Setelah tumbuh kemauan dalam batinnya, maka ia harus dituntun untuk kembali ke jalan Allah dan berkomitmen kepada-Nya perlahan-lahan. Tentang hal ini, Syaikh ‘Abdul Qadir al-Jilani menulis dalam kitab al-Ghunyah:
“Pertama-tama, suruh mereka untuk meninggalkan kecenderungan menuruti kebiasaan dan tabiatnya dalam segala hal. Mulailah dengan kewajiban-kewajiban syar’i yang ringan/longgar, sehingga mereka bisa keluar dari belenggu dan dominasi kebiasaan serta tabiatnya itu, dan akhirnya bisa beralih menjadi di bawah ikatan syari’at dan pengabdian di dalamnya. Kemudian, pindahkan mereka dari yang bersifat ringan/longgar itu kepada yang bersifat lebih ketat/berat sedikit demi sedikit. Hapuskan sesuatu bagian yang bersifat ringan/longgar tadi, dan tempatkan sebagai gantinya sesuatu bagian lain yang bersifat berat/ketat.”
Jelasnya, tidak ada yang bisa membersihkan hati manusia kecuali Allah, Dzat yang menciptakan hati dan memilikinya. Dengan kata lain, hanya ada satu cara untuk membersihkan diri, yaitu: taat kepada-Nya.
Al-Qur’an menyatakan:
“Hai orang-orang yang beriman, janganlah kamu mengikuti langkah-langkah syaitan. Barangsiapa yang mengikuti langkah-langkah syaitan, maka sesungguhnya syaitan itu menyuruh mengerjakan perbuatan yang keji dan yang mungkar. Sekiranya tidaklah karena karunia Allah dan rahmat-Nya kepada kamu sekalian, niscaya tidak seorang pun dari kamu yang bersih (dari perbuatan-perbuatan keji dan mungkar itu) selama-lamanya, tetapi Allah membersihkan siapa yang dikehendaki-Nya. Allah Maha Mendengar lagi Maha Mengetahui.” (Qs. An-Nur: 21)
Keempat, mengikuti pilihan-pilihan tindakan terbaik. Ketika menafsirkan surah az-Zumar: 55, yakni ayat yang memuat prinsip ini, al-Hafizh Ibnul Jauzi merujukkannya kepada kalimat senada dalam surah al-A’raf: 145.

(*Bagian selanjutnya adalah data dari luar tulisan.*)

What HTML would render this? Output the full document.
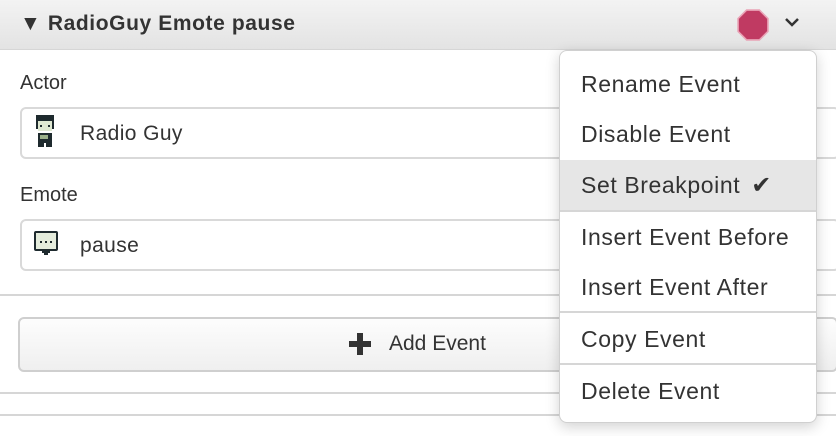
<!DOCTYPE html><html><head><style>
body{margin:0;width:836px;height:436px;overflow:hidden;background:#fff;font-family:"Liberation Sans",sans-serif;position:relative;color:#333}
.a{position:absolute}
.hdr{left:0;top:0;width:836px;height:49px;background:linear-gradient(#f3f3f3,#e3e3e3);border-bottom:1px solid #d6d6d6}
.line{left:0;width:836px;height:2px;background:#d6d6d6}
.inp{left:20px;width:820px;height:52px;border:2px solid #d9d9d9;border-radius:6px;box-sizing:border-box}
.lbl{font-size:20px;color:#333}
.menu{left:559px;top:50px;width:258px;height:373px;background:#fff;border:1px solid #d0d0d0;border-radius:8px;box-shadow:0 4px 14px rgba(0,0,0,.18);box-sizing:border-box}
.it{position:absolute;left:0;width:256px;font-size:23px;padding-left:21px;box-sizing:border-box;color:#333;letter-spacing:.6px;white-space:nowrap}
.sep{position:absolute;left:0;width:256px;height:2px;background:#d6d6d6}
</style></head><body>
<div class="a hdr"></div>
<div class="a" style="left:20px;top:12px;font-size:21px;font-weight:bold;color:#333;letter-spacing:.6px">▼ RadioGuy Emote pause</div>
<svg class="a" style="left:737px;top:9px" width="32" height="32" viewBox="0 0 30 30"><polygon points="9,1 21,1 29,9 29,21 21,29 9,29 1,21 1,9" fill="#c03a62" stroke="#e9a3b6" stroke-width="1.5"/></svg>
<svg class="a" style="left:784px;top:17px" width="16" height="12" viewBox="0 0 16 12"><path d="M2 2 L8 8 L14 2" fill="none" stroke="#333" stroke-width="2.5"/></svg>
<div class="a lbl" style="left:20px;top:72px">Actor</div>
<div class="a inp" style="top:107px"></div>
<svg class="a" style="left:32px;top:115px" width="26" height="32" viewBox="0 0 13 16"><rect x="2" y="0" width="9" height="7" fill="#1e2a2e"/><rect x="3" y="3" width="7" height="5" fill="#dfe8d2"/><rect x="4" y="5" width="1" height="1" fill="#1e2a2e"/><rect x="8" y="5" width="1" height="1" fill="#1e2a2e"/><rect x="3" y="9" width="7" height="5" fill="#1e2a2e"/><rect x="4" y="10" width="4" height="2" fill="#9bb08a"/><rect x="3" y="14" width="3" height="2" fill="#1e2a2e"/><rect x="7" y="14" width="3" height="2" fill="#1e2a2e"/></svg>
<div class="a" style="left:80px;top:122px;font-size:21px;letter-spacing:.4px">Radio Guy</div>
<div class="a lbl" style="left:20px;top:184px">Emote</div>
<div class="a inp" style="top:219px"></div>
<svg class="a" style="left:34px;top:231px" width="24" height="26" viewBox="0 0 12 13"><rect x="0" y="0" width="12" height="10" rx="1" fill="#1e2a2e"/><rect x="1" y="1" width="10" height="8" fill="#e4ecdc"/><rect x="3" y="5" width="1" height="1" fill="#1e2a2e"/><rect x="5.5" y="5" width="1" height="1" fill="#1e2a2e"/><rect x="8" y="5" width="1" height="1" fill="#1e2a2e"/><rect x="4" y="10" width="4" height="1" fill="#1e2a2e"/><rect x="5" y="11" width="2" height="1" fill="#1e2a2e"/></svg>
<div class="a" style="left:80px;top:234px;font-size:21px;letter-spacing:.4px">pause</div>
<div class="a line" style="top:294px"></div>
<div class="a" style="left:18px;top:317px;width:820px;height:55px;border:2px solid #cfcfcf;border-radius:6px;box-sizing:border-box;background:linear-gradient(#fdfdfd,#efefef)"></div>
<svg class="a" style="left:349px;top:333px" width="22" height="22" viewBox="0 0 22 22"><rect x="8" y="0" width="6" height="22" fill="#333"/><rect x="0" y="8" width="22" height="6" fill="#333"/></svg>
<div class="a" style="left:389px;top:332px;font-size:21px">Add Event</div>
<div class="a line" style="top:392px"></div>
<div class="a line" style="top:414px"></div>
<div class="a menu">
<div class="it" style="top:20px">Rename Event</div>
<div class="it" style="top:70px">Disable Event</div>
<div style="position:absolute;left:0;top:109px;width:256px;height:50px;background:#e6e6e6"></div>
<div class="it" style="top:120px">Set Breakpoint <span style="margin-left:4px;font-size:24px">✔</span></div>
<div class="sep" style="top:159px"></div>
<div class="it" style="top:173px">Insert Event Before</div>
<div class="it" style="top:223px">Insert Event After</div>
<div class="sep" style="top:260px"></div>
<div class="it" style="top:275px">Copy Event</div>
<div class="sep" style="top:312px"></div>
<div class="it" style="top:327px">Delete Event</div>
</div>
</body></html>
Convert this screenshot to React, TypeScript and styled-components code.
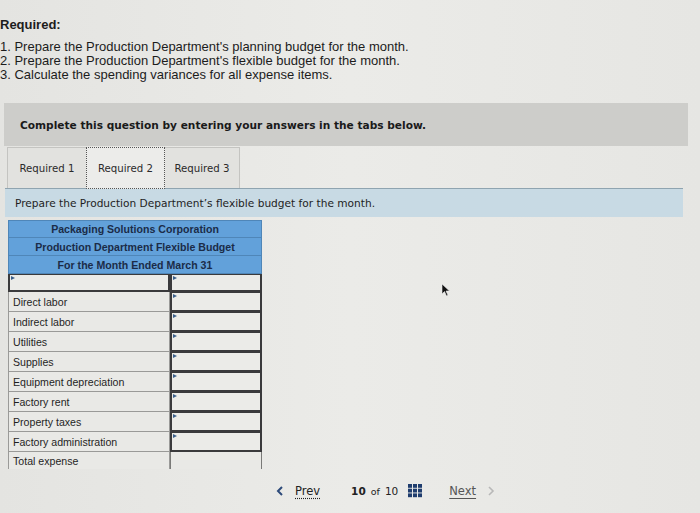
import * as React from 'react';
import styled, { createGlobalStyle } from 'styled-components';

const GlobalStyle = createGlobalStyle`
  html, body {
    margin: 0;
    padding: 0;
    background: #e7e7e4;
  }
  body {
    width: 700px;
    height: 513px;
    overflow: hidden;
    font-family: "Liberation Sans", Arial, sans-serif;
  }
`;

const Page = styled.div`
  position: relative;
  width: 700px;
  height: 513px;
  background: linear-gradient(90deg, #e4e4e1 0%, #ebebe8 50%, #e6e6e3 100%);
  padding-top: 18px;
  box-sizing: border-box;
`;

const Intro = styled.div`
  color: #1c1c1c;
  font-size: 13px;
  line-height: 14px;
`;

const IntroTitle = styled.div`
  font-weight: 700;
  margin-bottom: 8px;
`;

const Prompt = styled.div`
  margin: 21px 0 0 4px;
  width: 684px;
  height: 43px;
  background: #cdcdca;
  display: flex;
  align-items: center;
  padding-left: 16px;
  box-sizing: border-box;
  font-family: "DejaVu Sans", Verdana, sans-serif;
  font-weight: 700;
  font-size: 10.6px;
  color: #1a1a1a;
`;

const TabStrip = styled.div`
  display: flex;
  margin: 1px 0 0 7px;
  width: 233px;
  height: 41px;
  background: #e2e2df;
  border: 1px solid #c4c4c1;
  border-bottom: none;
  box-sizing: border-box;
`;

const Tab = styled.div<{ $active?: boolean; $w: number }>`
  flex: 0 0 ${p => p.$w}px;
  display: flex;
  align-items: center;
  justify-content: center;
  white-space: nowrap;
  height: ${p => (p.$active ? '42px' : '41px')};
  margin-top: ${p => (p.$active ? '-1px' : '0')};
  font-family: "DejaVu Sans", Verdana, sans-serif;
  font-size: 10.2px;
  color: #2a2a2a;
  background: ${p => (p.$active ? '#ececea' : 'transparent')};
  border: ${p => (p.$active ? '1px dotted #555' : '1px solid transparent')};
  box-sizing: border-box;
`;

const InfoBar = styled.div`
  margin-left: 5px;
  width: 678px;
  height: 29px;
  background: #c8dae4;
  border-top: 1px solid #8fa4b0;
  display: flex;
  align-items: center;
  padding-left: 10px;
  box-sizing: border-box;
  font-family: "DejaVu Sans", Verdana, sans-serif;
  font-size: 10.6px;
  color: #1e1e1e;
`;

const Table = styled.div`
  margin: 3px 0 0 8px;
  width: 254px;
`;

const HeadRow = styled.div`
  height: 18px;
  background: #62a1da;
  border: 1px solid #4f86b8;
  border-top: none;
  display: flex;
  align-items: center;
  justify-content: center;
  font-weight: 700;
  font-size: 10.6px;
  color: #1b2c48;
  box-sizing: border-box;
  &:first-child {
    border-top: 1px solid #4f86b8;
  }
`;

const Row = styled.div<{ $h?: number }>`
  display: grid;
  grid-template-columns: 162px 92px;
  height: ${p => p.$h ?? 20}px;
`;

const Label = styled.div<{ $open?: boolean }>`
  display: flex;
  align-items: center;
  padding-left: 4px;
  font-size: 10.6px;
  color: #1f1f1f;
  background: #e9e9e6;
  border: 1px solid #9a9a98;
  border-top: none;
  border-bottom: ${p => (p.$open ? 'none' : '1px solid #9a9a98')};
  box-sizing: border-box;
`;

const Input = styled.div`
  position: relative;
  background: #ebebe8;
  border: 2px solid #3a3a3c;
  border-top-width: 1px;
  box-sizing: border-box;
  &::before {
    content: '';
    position: absolute;
    left: 1px;
    top: 1px;
    border-left: 4px solid #3b5f8a;
    border-top: 2.5px solid transparent;
    border-bottom: 2.5px solid transparent;
  }
`;

const TotalCell = styled.div`
  background: #e9e9e6;
  border-left: 1px solid #7a7a78;
  border-right: 1px solid #7a7a78;
`;

const Nav = styled.div`
  display: flex;
  align-items: center;
  margin: 10px 0 0 276px;
  height: 24px;
  font-family: "DejaVu Sans", Verdana, sans-serif;
  font-size: 11.5px;
  color: #222;
`;

const NavLink = styled.span<{ $muted?: boolean }>`
  display: flex;
  align-items: center;
  gap: 11px;
  color: ${p => (p.$muted ? '#555' : '#222')};
  & u {
    text-decoration: ${p => (p.$muted ? 'underline' : 'underline dotted')};
    text-underline-offset: 3px;
  }
`;

const Count = styled.span`
  margin-left: 31px;
  font-size: 10.5px;
  & b {
    font-weight: 700;
  }
  & small {
    font-size: 9.5px;
    margin: 0 5px;
  }
`;

const GridIcon = styled.svg`
  margin: 0 26px 0 10px;
`;

const Cursor = styled.svg`
  position: absolute;
  left: 441px;
  top: 283px;
`;

const items = [
  'Direct labor',
  'Indirect labor',
  'Utilities',
  'Supplies',
  'Equipment depreciation',
  'Factory rent',
  'Property taxes',
  'Factory administration',
];

export default function App() {
  return (
    <Page>
      <GlobalStyle />
      <Intro>
        <IntroTitle>Required:</IntroTitle>
        <div>1. Prepare the Production Department's planning budget for the month.</div>
        <div>2. Prepare the Production Department's flexible budget for the month.</div>
        <div>3. Calculate the spending variances for all expense items.</div>
      </Intro>

      <Prompt>Complete this question by entering your answers in the tabs below.</Prompt>

      <TabStrip>
        <Tab $w={78}>Required 1</Tab>
        <Tab $w={79} $active>Required 2</Tab>
        <Tab $w={74}>Required 3</Tab>
      </TabStrip>

      <InfoBar>Prepare the Production Department’s flexible budget for the month.</InfoBar>

      <Table>
        <HeadRow>Packaging Solutions Corporation</HeadRow>
        <HeadRow>Production Department Flexible Budget</HeadRow>
        <HeadRow>For the Month Ended March 31</HeadRow>
        <Row $h={18}>
          <Input />
          <Input />
        </Row>
        {items.map(item => (
          <Row key={item}>
            <Label>{item}</Label>
            <Input />
          </Row>
        ))}
        <Row $h={17}>
          <Label $open>Total expense</Label>
          <TotalCell />
        </Row>
      </Table>

      <Nav>
        <NavLink>
          <svg width="8" height="10" viewBox="0 0 8 10">
            <path d="M6 1 L2 5 L6 9" fill="none" stroke="#2d4a7a" strokeWidth="2" />
          </svg>
          <u>Prev</u>
        </NavLink>
        <Count>
          <b>10</b><small>of</small>10
        </Count>
        <GridIcon width="15" height="14" viewBox="0 0 15 14">
          {[0, 1, 2].map(r =>
            [0, 1, 2].map(c => (
              <rect key={`${r}${c}`} x={c * 5} y={r * 4.7} width="4" height="3.8" fill="#1f3d6e" />
            ))
          )}
        </GridIcon>
        <NavLink $muted>
          <u>Next</u>
          <svg width="8" height="10" viewBox="0 0 8 10">
            <path d="M2 1 L6 5 L2 9" fill="none" stroke="#b8b8b8" strokeWidth="1.6" />
          </svg>
        </NavLink>
      </Nav>

      <Cursor width="10" height="14" viewBox="0 0 10 14">
        <path d="M1 1 L1 11 L3.5 8.5 L5.5 13 L7 12.3 L5 8 L8.5 8 Z" fill="#111" stroke="#eee" strokeWidth="0.6" />
      </Cursor>
    </Page>
  );
}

Menurut para ulama’, dalam syariat Islam terdapat bermacam-macam kebaikan. Sebagian lebih utama dibanding yang lain. Kita diperintahkan untuk memilih mana yang paling utama, sesuai situasi-kondisi yang ada. Misalnya, melakukan kebaikan adalah utama, dan menjauhi keburukan juga utama, namun melakukan kebaikan jelas lebih tinggi nilainya.
Membalas dengan qishash dibenarkan dalam syariat, tetapi memaafkan pasti lebih unggul. Memenuhi amal fardhu lebih utama dibanding nawafil (sunnah), dan amalan nawafil tentu lebih baik dari yang mubah. Suatu ketika berpuasa bisa menjadi pilihan terbaik, namun hal ini tidak berlaku ketika kita sakit berat. Demikianlah seterusnya.
Jika kita melaksanakan prinsip-prinsip ini, maka hati yang semula berpaling dari kebenaran akan kembali ke pangkuannya, dengan seizin Allah. Wallahu a’lam.